WHAT YOU SHOULD DO: Drop all images and give the records again exactly.
--------
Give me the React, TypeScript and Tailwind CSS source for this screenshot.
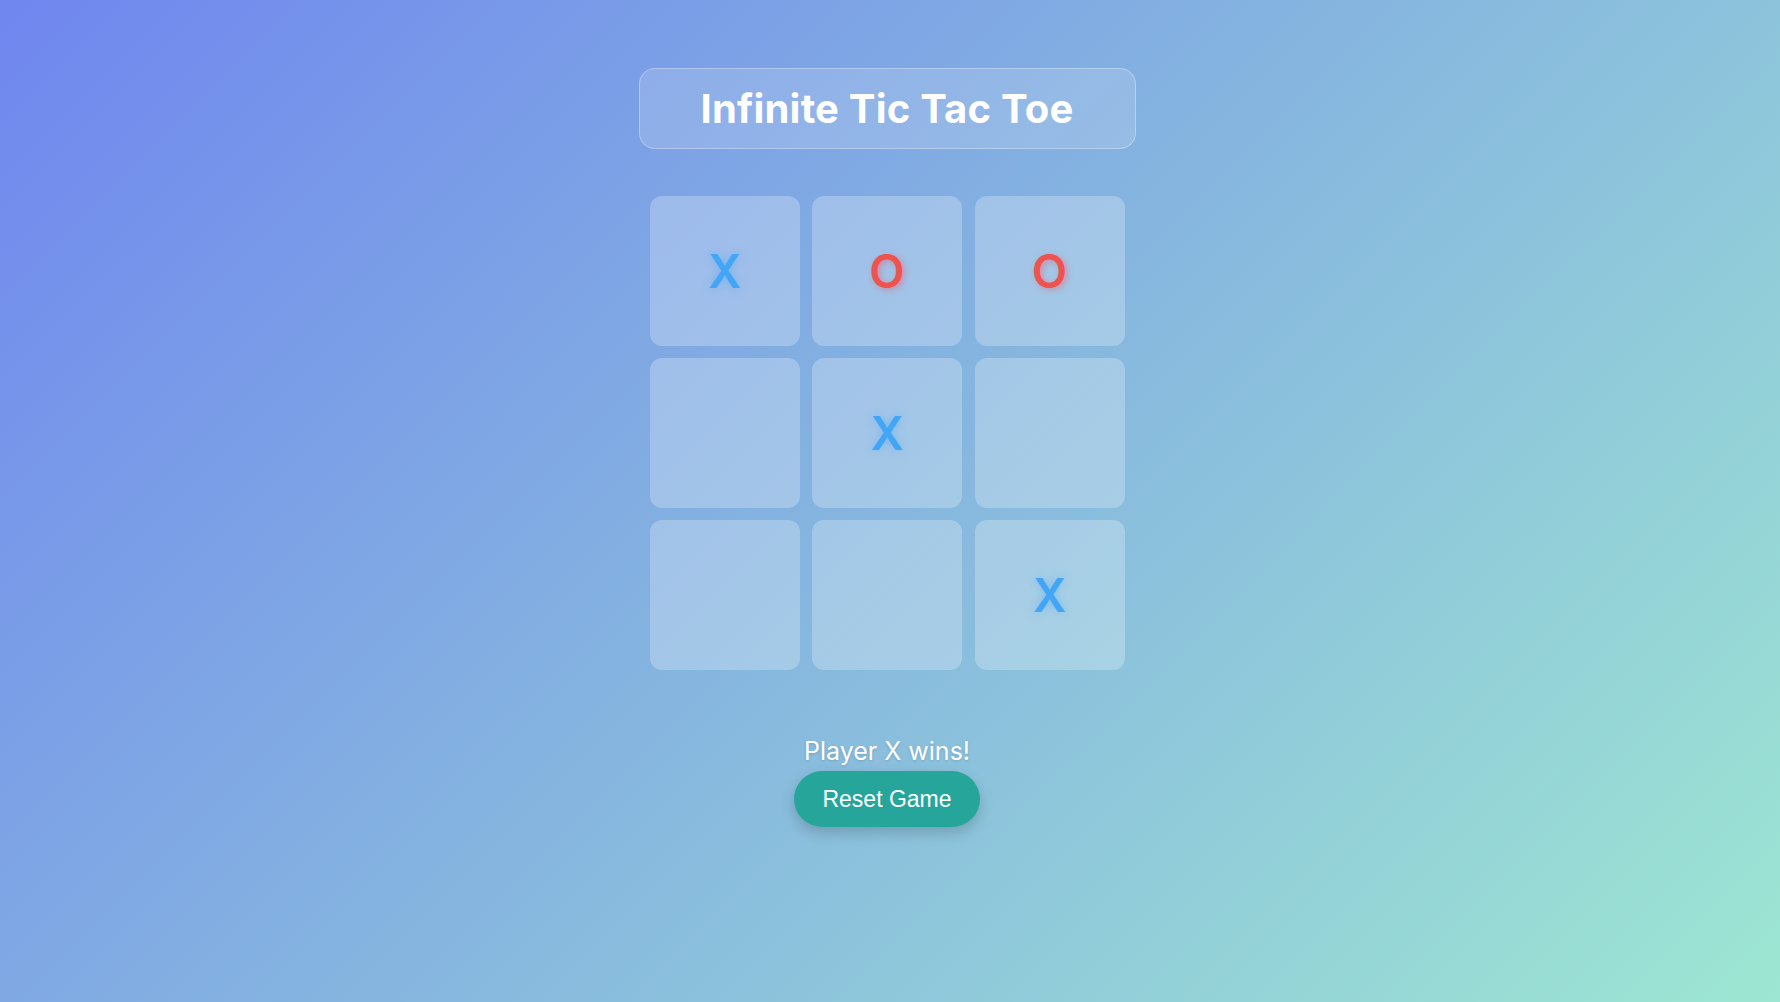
import React, { useState } from 'react';

type Mark = 'X' | 'O' | null;

const initialBoard: Mark[] = ['X', 'O', 'O', null, 'X', null, null, null, 'X'];

const Cell = ({ value, onClick }: { value: Mark; onClick: () => void }) => {
    return (
        <button
            onClick={onClick}
            className="w-[150px] h-[150px] rounded-[12px] bg-white/25 flex items-center justify-center cursor-pointer"
        >
            {value === 'X' && (
                <span className="text-[46px] font-semibold leading-none text-[#42a5f5] [text-shadow:0_0_10px_rgba(66,165,245,0.45)]">X</span>
            )}
            {value === 'O' && (
                <span className="text-[46px] font-semibold leading-none text-[#ef5350] [text-shadow:2px_2px_6px_rgba(239,83,80,0.45)]">O</span>
            )}
        </button>
    );
};

const App = () => {
    const [board, setBoard] = useState<Mark[]>(initialBoard);

    return (
        <div className="min-h-[1002px] w-full bg-[linear-gradient(135deg,#6f86ef_0%,#86b6df_50%,#9de6d2_100%)] font-['Inter','Noto_Sans',sans-serif]">
            <div className="flex flex-col items-center pt-[68px] pr-[6px]">
                <div className="w-[497px] h-[81px] rounded-[16px] border border-white/30 bg-white/15 flex items-center justify-center">
                    <h1 className="text-[40px] font-bold text-white tracking-[0.2px]">Infinite Tic Tac Toe</h1>
                </div>

                <div className="mt-[47px] grid grid-cols-[repeat(3,150px)] gap-x-[12.5px] gap-y-3">
                    {board.map((v, i) => (
                        <Cell key={i} value={v} onClick={() => {}} />
                    ))}
                </div>

                <div className="mt-[64px] h-[36px] flex items-center text-[25px] text-white [text-shadow:0_1px_3px_rgba(0,0,0,0.15)]">
                    Player X wins!
                </div>

                <button
                    onClick={() => setBoard(Array(9).fill(null))}
                    className="mt-[1px] w-[186px] h-[56px] rounded-full bg-[#26a69a] text-white text-[23px] font-['Liberation_Sans','Arial',sans-serif] shadow-[0_6px_14px_rgba(0,0,0,0.18)]"
                >
                    Reset Game
                </button>
            </div>
        </div>
    );
};

export default App;
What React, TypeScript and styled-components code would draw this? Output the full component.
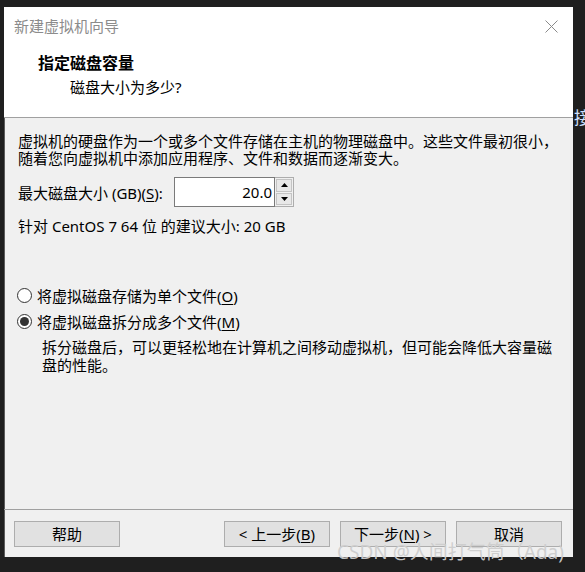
--------
WRITTEN ANSWER:
Give me the React, TypeScript and Tailwind CSS source for this screenshot.
import React, { useState } from 'react';

type Mark = 'X' | 'O' | null;

const initialBoard: Mark[] = ['X', 'O', 'O', null, 'X', null, null, null, 'X'];

const Cell = ({ value, onClick }: { value: Mark; onClick: () => void }) => {
    return (
        <button
            onClick={onClick}
            className="w-[150px] h-[150px] rounded-[12px] bg-white/25 flex items-center justify-center cursor-pointer"
        >
            {value === 'X' && (
                <span className="text-[46px] font-semibold leading-none text-[#42a5f5] [text-shadow:0_0_10px_rgba(66,165,245,0.45)]">X</span>
            )}
            {value === 'O' && (
                <span className="text-[46px] font-semibold leading-none text-[#ef5350] [text-shadow:2px_2px_6px_rgba(239,83,80,0.45)]">O</span>
            )}
        </button>
    );
};

const App = () => {
    const [board, setBoard] = useState<Mark[]>(initialBoard);

    return (
        <div className="min-h-[1002px] w-full bg-[linear-gradient(135deg,#6f86ef_0%,#86b6df_50%,#9de6d2_100%)] font-['Inter','Noto_Sans',sans-serif]">
            <div className="flex flex-col items-center pt-[68px] pr-[6px]">
                <div className="w-[497px] h-[81px] rounded-[16px] border border-white/30 bg-white/15 flex items-center justify-center">
                    <h1 className="text-[40px] font-bold text-white tracking-[0.2px]">Infinite Tic Tac Toe</h1>
                </div>

                <div className="mt-[47px] grid grid-cols-[repeat(3,150px)] gap-x-[12.5px] gap-y-3">
                    {board.map((v, i) => (
                        <Cell key={i} value={v} onClick={() => {}} />
                    ))}
                </div>

                <div className="mt-[64px] h-[36px] flex items-center text-[25px] text-white [text-shadow:0_1px_3px_rgba(0,0,0,0.15)]">
                    Player X wins!
                </div>

                <button
                    onClick={() => setBoard(Array(9).fill(null))}
                    className="mt-[1px] w-[186px] h-[56px] rounded-full bg-[#26a69a] text-white text-[23px] font-['Liberation_Sans','Arial',sans-serif] shadow-[0_6px_14px_rgba(0,0,0,0.18)]"
                >
                    Reset Game
                </button>
            </div>
        </div>
    );
};

export default App;
What React, TypeScript and styled-components code would draw this? Output the full component.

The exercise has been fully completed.